WHAT YOU SHOULD DO: Copy each line holding the string "this".

COLLECTED DATA:
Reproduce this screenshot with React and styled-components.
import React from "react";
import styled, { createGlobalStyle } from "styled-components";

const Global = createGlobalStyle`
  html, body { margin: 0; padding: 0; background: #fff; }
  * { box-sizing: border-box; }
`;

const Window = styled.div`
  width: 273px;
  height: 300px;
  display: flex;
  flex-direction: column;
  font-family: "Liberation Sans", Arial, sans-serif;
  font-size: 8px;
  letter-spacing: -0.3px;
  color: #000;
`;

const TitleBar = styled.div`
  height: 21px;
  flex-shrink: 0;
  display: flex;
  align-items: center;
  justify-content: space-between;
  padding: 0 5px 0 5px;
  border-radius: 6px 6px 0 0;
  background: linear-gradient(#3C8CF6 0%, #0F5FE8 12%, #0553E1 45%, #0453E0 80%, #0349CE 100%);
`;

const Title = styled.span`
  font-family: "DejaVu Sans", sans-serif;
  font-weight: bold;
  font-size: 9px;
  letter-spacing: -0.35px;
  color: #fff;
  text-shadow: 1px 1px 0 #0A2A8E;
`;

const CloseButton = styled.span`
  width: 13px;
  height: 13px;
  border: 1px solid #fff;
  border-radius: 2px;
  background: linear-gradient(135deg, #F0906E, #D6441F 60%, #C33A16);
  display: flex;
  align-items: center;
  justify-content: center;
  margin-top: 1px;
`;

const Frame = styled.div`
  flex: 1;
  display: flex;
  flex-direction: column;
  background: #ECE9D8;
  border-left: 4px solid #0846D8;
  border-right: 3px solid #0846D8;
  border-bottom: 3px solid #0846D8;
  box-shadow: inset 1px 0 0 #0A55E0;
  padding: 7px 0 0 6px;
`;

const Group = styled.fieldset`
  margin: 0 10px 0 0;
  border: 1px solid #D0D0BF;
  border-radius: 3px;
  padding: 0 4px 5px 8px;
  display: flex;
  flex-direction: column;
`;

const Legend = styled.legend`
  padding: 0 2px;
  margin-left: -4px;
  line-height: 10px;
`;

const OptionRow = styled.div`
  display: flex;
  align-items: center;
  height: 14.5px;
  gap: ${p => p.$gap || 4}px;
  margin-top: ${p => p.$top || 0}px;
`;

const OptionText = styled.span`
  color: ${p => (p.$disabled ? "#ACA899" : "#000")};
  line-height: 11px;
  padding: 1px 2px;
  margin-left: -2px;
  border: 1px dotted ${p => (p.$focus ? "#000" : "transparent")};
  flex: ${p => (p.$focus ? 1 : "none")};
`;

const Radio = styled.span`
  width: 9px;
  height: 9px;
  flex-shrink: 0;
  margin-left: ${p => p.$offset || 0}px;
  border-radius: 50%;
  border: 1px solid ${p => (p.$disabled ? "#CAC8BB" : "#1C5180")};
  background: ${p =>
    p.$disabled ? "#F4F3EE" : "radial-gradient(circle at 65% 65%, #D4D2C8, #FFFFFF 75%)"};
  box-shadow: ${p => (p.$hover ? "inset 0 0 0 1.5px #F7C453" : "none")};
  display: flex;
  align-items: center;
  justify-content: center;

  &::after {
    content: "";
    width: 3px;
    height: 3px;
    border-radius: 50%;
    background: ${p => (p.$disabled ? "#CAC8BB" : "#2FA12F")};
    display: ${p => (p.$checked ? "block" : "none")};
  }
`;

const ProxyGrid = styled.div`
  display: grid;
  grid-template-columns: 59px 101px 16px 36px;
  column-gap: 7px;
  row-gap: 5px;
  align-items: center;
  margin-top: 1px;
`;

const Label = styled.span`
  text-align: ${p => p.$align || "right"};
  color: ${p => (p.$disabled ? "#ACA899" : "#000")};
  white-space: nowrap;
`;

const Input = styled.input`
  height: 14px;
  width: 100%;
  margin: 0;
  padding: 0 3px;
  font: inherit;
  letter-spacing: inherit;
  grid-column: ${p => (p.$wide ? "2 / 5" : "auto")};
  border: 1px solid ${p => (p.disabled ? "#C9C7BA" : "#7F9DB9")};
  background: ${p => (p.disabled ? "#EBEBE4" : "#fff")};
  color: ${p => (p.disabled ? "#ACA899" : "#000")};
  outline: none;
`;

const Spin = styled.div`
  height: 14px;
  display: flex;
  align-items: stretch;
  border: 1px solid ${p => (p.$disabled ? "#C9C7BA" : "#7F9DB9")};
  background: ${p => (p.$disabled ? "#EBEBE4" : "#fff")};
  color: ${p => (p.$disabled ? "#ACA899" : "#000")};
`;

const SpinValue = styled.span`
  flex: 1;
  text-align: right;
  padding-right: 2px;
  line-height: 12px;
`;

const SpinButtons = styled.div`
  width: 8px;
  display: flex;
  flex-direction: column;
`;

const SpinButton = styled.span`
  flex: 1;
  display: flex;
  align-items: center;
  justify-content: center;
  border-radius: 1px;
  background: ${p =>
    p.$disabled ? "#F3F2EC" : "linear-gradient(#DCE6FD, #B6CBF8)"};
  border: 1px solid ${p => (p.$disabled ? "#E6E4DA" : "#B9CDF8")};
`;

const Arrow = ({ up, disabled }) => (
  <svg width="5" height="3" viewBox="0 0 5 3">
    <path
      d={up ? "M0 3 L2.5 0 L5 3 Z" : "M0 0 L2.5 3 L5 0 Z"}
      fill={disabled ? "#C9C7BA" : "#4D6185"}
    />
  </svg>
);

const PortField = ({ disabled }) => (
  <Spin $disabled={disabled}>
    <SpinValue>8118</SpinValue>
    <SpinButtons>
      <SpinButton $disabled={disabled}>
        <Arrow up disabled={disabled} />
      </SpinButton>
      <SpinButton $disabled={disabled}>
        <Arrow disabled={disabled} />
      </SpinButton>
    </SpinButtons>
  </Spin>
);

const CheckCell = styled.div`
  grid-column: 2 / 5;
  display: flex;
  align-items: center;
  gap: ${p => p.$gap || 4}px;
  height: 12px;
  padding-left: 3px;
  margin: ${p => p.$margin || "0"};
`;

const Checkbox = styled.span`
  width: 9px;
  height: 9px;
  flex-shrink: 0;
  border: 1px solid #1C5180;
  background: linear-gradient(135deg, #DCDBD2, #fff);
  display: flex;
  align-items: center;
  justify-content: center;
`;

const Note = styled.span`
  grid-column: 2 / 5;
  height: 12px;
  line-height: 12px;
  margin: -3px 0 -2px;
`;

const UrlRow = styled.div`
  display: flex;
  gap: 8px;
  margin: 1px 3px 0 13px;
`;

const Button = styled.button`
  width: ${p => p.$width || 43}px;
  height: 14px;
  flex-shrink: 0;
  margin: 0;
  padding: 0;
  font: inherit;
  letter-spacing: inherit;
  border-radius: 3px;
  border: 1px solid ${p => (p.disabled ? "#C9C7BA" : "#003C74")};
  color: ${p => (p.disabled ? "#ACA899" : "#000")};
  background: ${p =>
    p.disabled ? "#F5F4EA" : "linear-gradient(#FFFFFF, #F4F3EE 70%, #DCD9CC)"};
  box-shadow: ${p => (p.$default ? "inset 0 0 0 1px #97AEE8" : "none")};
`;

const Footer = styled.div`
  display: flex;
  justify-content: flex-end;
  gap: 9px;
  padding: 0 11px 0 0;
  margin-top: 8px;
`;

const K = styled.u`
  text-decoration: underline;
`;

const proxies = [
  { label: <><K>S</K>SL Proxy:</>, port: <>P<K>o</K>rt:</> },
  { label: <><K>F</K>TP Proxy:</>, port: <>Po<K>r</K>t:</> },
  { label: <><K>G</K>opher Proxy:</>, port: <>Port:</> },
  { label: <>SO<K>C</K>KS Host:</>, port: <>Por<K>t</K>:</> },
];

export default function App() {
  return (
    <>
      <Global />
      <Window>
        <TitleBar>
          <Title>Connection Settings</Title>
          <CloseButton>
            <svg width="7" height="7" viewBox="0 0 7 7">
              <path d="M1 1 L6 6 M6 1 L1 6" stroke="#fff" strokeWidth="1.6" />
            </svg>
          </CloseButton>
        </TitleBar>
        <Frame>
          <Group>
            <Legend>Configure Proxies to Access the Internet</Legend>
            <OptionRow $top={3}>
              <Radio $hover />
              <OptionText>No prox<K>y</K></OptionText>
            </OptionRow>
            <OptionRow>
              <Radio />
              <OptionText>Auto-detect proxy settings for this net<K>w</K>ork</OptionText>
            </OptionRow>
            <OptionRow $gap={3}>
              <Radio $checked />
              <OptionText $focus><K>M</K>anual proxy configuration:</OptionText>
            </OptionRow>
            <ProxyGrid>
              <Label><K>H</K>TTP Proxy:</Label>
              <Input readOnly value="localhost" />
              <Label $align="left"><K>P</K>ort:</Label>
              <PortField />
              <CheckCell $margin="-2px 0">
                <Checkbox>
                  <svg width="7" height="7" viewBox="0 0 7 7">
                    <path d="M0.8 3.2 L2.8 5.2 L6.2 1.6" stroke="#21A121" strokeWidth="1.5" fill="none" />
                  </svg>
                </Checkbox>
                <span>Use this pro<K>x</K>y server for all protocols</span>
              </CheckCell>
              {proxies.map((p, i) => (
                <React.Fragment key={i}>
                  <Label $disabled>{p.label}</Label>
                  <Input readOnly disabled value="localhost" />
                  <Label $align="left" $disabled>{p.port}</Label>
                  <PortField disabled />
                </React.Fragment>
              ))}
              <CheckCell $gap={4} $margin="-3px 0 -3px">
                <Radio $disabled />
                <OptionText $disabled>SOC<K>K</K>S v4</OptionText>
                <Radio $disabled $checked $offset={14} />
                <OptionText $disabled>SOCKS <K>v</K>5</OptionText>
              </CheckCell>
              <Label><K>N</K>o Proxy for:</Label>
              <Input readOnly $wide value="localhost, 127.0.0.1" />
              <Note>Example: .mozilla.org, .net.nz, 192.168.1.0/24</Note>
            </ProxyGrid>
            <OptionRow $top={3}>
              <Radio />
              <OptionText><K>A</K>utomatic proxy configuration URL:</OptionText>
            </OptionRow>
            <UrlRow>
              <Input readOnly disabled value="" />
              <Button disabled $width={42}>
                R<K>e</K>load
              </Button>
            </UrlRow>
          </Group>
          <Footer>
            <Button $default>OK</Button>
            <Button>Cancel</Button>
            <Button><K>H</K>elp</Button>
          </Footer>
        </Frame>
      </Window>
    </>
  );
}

EXERCISE ANSWER:
Reproduce this screenshot with React and styled-components.
              <OptionText>Auto-detect proxy settings for this net<K>w</K>ork</OptionText>
                <span>Use this pro<K>x</K>y server for all protocols</span>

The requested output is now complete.